→ **Problem to solve**
Restate the complete material exactly.
========
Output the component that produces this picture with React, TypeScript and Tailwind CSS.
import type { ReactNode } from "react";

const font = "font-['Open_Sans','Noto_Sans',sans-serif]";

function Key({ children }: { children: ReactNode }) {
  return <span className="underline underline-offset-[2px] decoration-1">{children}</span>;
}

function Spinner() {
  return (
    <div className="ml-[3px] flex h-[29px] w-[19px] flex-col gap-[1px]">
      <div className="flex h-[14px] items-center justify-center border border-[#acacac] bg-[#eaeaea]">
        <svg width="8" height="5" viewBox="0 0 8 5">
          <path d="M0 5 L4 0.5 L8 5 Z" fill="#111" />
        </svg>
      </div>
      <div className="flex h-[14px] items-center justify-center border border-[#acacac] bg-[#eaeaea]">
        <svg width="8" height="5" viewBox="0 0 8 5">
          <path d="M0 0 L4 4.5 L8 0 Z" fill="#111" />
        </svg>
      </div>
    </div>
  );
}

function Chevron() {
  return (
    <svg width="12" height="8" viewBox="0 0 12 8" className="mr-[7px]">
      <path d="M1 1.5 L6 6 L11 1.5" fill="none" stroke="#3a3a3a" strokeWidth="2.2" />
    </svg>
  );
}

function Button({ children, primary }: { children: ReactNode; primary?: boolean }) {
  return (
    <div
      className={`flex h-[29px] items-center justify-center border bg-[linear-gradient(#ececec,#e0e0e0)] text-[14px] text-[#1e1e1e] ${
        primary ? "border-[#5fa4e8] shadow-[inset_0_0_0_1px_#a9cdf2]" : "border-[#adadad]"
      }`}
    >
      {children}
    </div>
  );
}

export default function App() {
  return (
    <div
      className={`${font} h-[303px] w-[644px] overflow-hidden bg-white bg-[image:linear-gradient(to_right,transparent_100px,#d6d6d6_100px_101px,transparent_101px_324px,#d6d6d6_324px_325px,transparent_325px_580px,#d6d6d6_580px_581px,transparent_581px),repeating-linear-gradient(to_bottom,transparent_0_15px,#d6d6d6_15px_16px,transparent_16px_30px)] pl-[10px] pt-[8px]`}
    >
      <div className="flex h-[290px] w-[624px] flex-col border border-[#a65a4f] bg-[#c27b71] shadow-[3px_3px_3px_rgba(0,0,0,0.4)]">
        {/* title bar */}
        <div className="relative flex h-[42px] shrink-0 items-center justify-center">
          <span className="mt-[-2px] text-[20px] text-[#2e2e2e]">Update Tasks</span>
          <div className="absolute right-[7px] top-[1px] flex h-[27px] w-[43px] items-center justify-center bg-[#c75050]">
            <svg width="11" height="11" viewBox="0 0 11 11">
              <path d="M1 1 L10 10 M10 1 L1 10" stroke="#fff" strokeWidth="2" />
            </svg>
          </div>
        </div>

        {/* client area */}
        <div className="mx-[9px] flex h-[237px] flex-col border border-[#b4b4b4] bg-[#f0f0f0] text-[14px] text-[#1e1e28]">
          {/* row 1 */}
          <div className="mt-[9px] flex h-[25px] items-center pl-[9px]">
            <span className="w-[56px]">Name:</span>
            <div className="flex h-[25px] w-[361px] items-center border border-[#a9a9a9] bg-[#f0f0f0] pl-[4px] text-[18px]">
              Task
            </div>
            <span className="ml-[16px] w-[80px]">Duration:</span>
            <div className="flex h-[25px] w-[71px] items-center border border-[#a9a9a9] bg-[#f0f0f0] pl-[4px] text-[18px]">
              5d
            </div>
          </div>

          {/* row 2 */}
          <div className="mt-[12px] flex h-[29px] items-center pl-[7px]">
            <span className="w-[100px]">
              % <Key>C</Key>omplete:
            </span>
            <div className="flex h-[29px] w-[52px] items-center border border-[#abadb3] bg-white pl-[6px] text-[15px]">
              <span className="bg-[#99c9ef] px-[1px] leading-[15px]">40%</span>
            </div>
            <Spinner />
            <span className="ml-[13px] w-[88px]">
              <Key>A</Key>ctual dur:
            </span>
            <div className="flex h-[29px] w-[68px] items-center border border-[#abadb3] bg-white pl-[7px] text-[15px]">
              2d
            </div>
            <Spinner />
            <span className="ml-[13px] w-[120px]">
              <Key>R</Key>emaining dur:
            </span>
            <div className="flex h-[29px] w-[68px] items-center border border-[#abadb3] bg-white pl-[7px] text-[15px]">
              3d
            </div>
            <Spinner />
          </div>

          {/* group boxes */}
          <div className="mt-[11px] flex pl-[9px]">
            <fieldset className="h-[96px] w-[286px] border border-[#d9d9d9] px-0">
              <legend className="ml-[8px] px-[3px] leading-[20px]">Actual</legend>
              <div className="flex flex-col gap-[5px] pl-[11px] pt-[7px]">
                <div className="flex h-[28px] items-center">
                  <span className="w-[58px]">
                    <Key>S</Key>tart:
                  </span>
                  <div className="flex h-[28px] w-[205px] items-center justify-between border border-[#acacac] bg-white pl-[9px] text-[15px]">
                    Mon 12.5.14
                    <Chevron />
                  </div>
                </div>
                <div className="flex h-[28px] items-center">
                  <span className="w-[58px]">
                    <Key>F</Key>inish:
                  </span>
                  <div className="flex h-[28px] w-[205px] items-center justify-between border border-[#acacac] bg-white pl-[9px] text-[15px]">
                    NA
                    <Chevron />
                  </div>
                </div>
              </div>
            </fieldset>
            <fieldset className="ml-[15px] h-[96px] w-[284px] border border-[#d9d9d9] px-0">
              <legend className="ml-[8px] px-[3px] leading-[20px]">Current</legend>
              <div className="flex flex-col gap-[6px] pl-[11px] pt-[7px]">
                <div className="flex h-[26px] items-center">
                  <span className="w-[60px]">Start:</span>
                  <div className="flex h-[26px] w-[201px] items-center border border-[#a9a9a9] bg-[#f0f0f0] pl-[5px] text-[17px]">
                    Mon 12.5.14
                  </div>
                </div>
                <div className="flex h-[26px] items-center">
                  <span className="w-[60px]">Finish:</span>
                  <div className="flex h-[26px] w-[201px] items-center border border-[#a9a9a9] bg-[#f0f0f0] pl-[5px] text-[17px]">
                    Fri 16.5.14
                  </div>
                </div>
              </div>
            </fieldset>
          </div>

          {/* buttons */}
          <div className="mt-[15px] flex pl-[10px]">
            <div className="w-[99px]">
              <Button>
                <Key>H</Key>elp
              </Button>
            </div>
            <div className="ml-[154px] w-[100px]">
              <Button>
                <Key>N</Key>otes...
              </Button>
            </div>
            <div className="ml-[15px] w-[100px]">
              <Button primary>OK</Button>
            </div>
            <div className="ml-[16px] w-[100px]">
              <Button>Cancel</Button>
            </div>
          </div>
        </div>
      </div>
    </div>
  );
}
========
→ **The result**
Output the component that produces this picture with React, TypeScript and Tailwind CSS.
import type { ReactNode } from "react";

const font = "font-['Open_Sans','Noto_Sans',sans-serif]";

function Key({ children }: { children: ReactNode }) {
  return <span className="underline underline-offset-[2px] decoration-1">{children}</span>;
}

function Spinner() {
  return (
    <div className="ml-[3px] flex h-[29px] w-[19px] flex-col gap-[1px]">
      <div className="flex h-[14px] items-center justify-center border border-[#acacac] bg-[#eaeaea]">
        <svg width="8" height="5" viewBox="0 0 8 5">
          <path d="M0 5 L4 0.5 L8 5 Z" fill="#111" />
        </svg>
      </div>
      <div className="flex h-[14px] items-center justify-center border border-[#acacac] bg-[#eaeaea]">
        <svg width="8" height="5" viewBox="0 0 8 5">
          <path d="M0 0 L4 4.5 L8 0 Z" fill="#111" />
        </svg>
      </div>
    </div>
  );
}

function Chevron() {
  return (
    <svg width="12" height="8" viewBox="0 0 12 8" className="mr-[7px]">
      <path d="M1 1.5 L6 6 L11 1.5" fill="none" stroke="#3a3a3a" strokeWidth="2.2" />
    </svg>
  );
}

function Button({ children, primary }: { children: ReactNode; primary?: boolean }) {
  return (
    <div
      className={`flex h-[29px] items-center justify-center border bg-[linear-gradient(#ececec,#e0e0e0)] text-[14px] text-[#1e1e1e] ${
        primary ? "border-[#5fa4e8] shadow-[inset_0_0_0_1px_#a9cdf2]" : "border-[#adadad]"
      }`}
    >
      {children}
    </div>
  );
}

export default function App() {
  return (
    <div
      className={`${font} h-[303px] w-[644px] overflow-hidden bg-white bg-[image:linear-gradient(to_right,transparent_100px,#d6d6d6_100px_101px,transparent_101px_324px,#d6d6d6_324px_325px,transparent_325px_580px,#d6d6d6_580px_581px,transparent_581px),repeating-linear-gradient(to_bottom,transparent_0_15px,#d6d6d6_15px_16px,transparent_16px_30px)] pl-[10px] pt-[8px]`}
    >
      <div className="flex h-[290px] w-[624px] flex-col border border-[#a65a4f] bg-[#c27b71] shadow-[3px_3px_3px_rgba(0,0,0,0.4)]">
        {/* title bar */}
        <div className="relative flex h-[42px] shrink-0 items-center justify-center">
          <span className="mt-[-2px] text-[20px] text-[#2e2e2e]">Update Tasks</span>
          <div className="absolute right-[7px] top-[1px] flex h-[27px] w-[43px] items-center justify-center bg-[#c75050]">
            <svg width="11" height="11" viewBox="0 0 11 11">
              <path d="M1 1 L10 10 M10 1 L1 10" stroke="#fff" strokeWidth="2" />
            </svg>
          </div>
        </div>

        {/* client area */}
        <div className="mx-[9px] flex h-[237px] flex-col border border-[#b4b4b4] bg-[#f0f0f0] text-[14px] text-[#1e1e28]">
          {/* row 1 */}
          <div className="mt-[9px] flex h-[25px] items-center pl-[9px]">
            <span className="w-[56px]">Name:</span>
            <div className="flex h-[25px] w-[361px] items-center border border-[#a9a9a9] bg-[#f0f0f0] pl-[4px] text-[18px]">
              Task
            </div>
            <span className="ml-[16px] w-[80px]">Duration:</span>
            <div className="flex h-[25px] w-[71px] items-center border border-[#a9a9a9] bg-[#f0f0f0] pl-[4px] text-[18px]">
              5d
            </div>
          </div>

          {/* row 2 */}
          <div className="mt-[12px] flex h-[29px] items-center pl-[7px]">
            <span className="w-[100px]">
              % <Key>C</Key>omplete:
            </span>
            <div className="flex h-[29px] w-[52px] items-center border border-[#abadb3] bg-white pl-[6px] text-[15px]">
              <span className="bg-[#99c9ef] px-[1px] leading-[15px]">40%</span>
            </div>
            <Spinner />
            <span className="ml-[13px] w-[88px]">
              <Key>A</Key>ctual dur:
            </span>
            <div className="flex h-[29px] w-[68px] items-center border border-[#abadb3] bg-white pl-[7px] text-[15px]">
              2d
            </div>
            <Spinner />
            <span className="ml-[13px] w-[120px]">
              <Key>R</Key>emaining dur:
            </span>
            <div className="flex h-[29px] w-[68px] items-center border border-[#abadb3] bg-white pl-[7px] text-[15px]">
              3d
            </div>
            <Spinner />
          </div>

          {/* group boxes */}
          <div className="mt-[11px] flex pl-[9px]">
            <fieldset className="h-[96px] w-[286px] border border-[#d9d9d9] px-0">
              <legend className="ml-[8px] px-[3px] leading-[20px]">Actual</legend>
              <div className="flex flex-col gap-[5px] pl-[11px] pt-[7px]">
                <div className="flex h-[28px] items-center">
                  <span className="w-[58px]">
                    <Key>S</Key>tart:
                  </span>
                  <div className="flex h-[28px] w-[205px] items-center justify-between border border-[#acacac] bg-white pl-[9px] text-[15px]">
                    Mon 12.5.14
                    <Chevron />
                  </div>
                </div>
                <div className="flex h-[28px] items-center">
                  <span className="w-[58px]">
                    <Key>F</Key>inish:
                  </span>
                  <div className="flex h-[28px] w-[205px] items-center justify-between border border-[#acacac] bg-white pl-[9px] text-[15px]">
                    NA
                    <Chevron />
                  </div>
                </div>
              </div>
            </fieldset>
            <fieldset className="ml-[15px] h-[96px] w-[284px] border border-[#d9d9d9] px-0">
              <legend className="ml-[8px] px-[3px] leading-[20px]">Current</legend>
              <div className="flex flex-col gap-[6px] pl-[11px] pt-[7px]">
                <div className="flex h-[26px] items-center">
                  <span className="w-[60px]">Start:</span>
                  <div className="flex h-[26px] w-[201px] items-center border border-[#a9a9a9] bg-[#f0f0f0] pl-[5px] text-[17px]">
                    Mon 12.5.14
                  </div>
                </div>
                <div className="flex h-[26px] items-center">
                  <span className="w-[60px]">Finish:</span>
                  <div className="flex h-[26px] w-[201px] items-center border border-[#a9a9a9] bg-[#f0f0f0] pl-[5px] text-[17px]">
                    Fri 16.5.14
                  </div>
                </div>
              </div>
            </fieldset>
          </div>

          {/* buttons */}
          <div className="mt-[15px] flex pl-[10px]">
            <div className="w-[99px]">
              <Button>
                <Key>H</Key>elp
              </Button>
            </div>
            <div className="ml-[154px] w-[100px]">
              <Button>
                <Key>N</Key>otes...
              </Button>
            </div>
            <div className="ml-[15px] w-[100px]">
              <Button primary>OK</Button>
            </div>
            <div className="ml-[16px] w-[100px]">
              <Button>Cancel</Button>
            </div>
          </div>
        </div>
      </div>
    </div>
  );
}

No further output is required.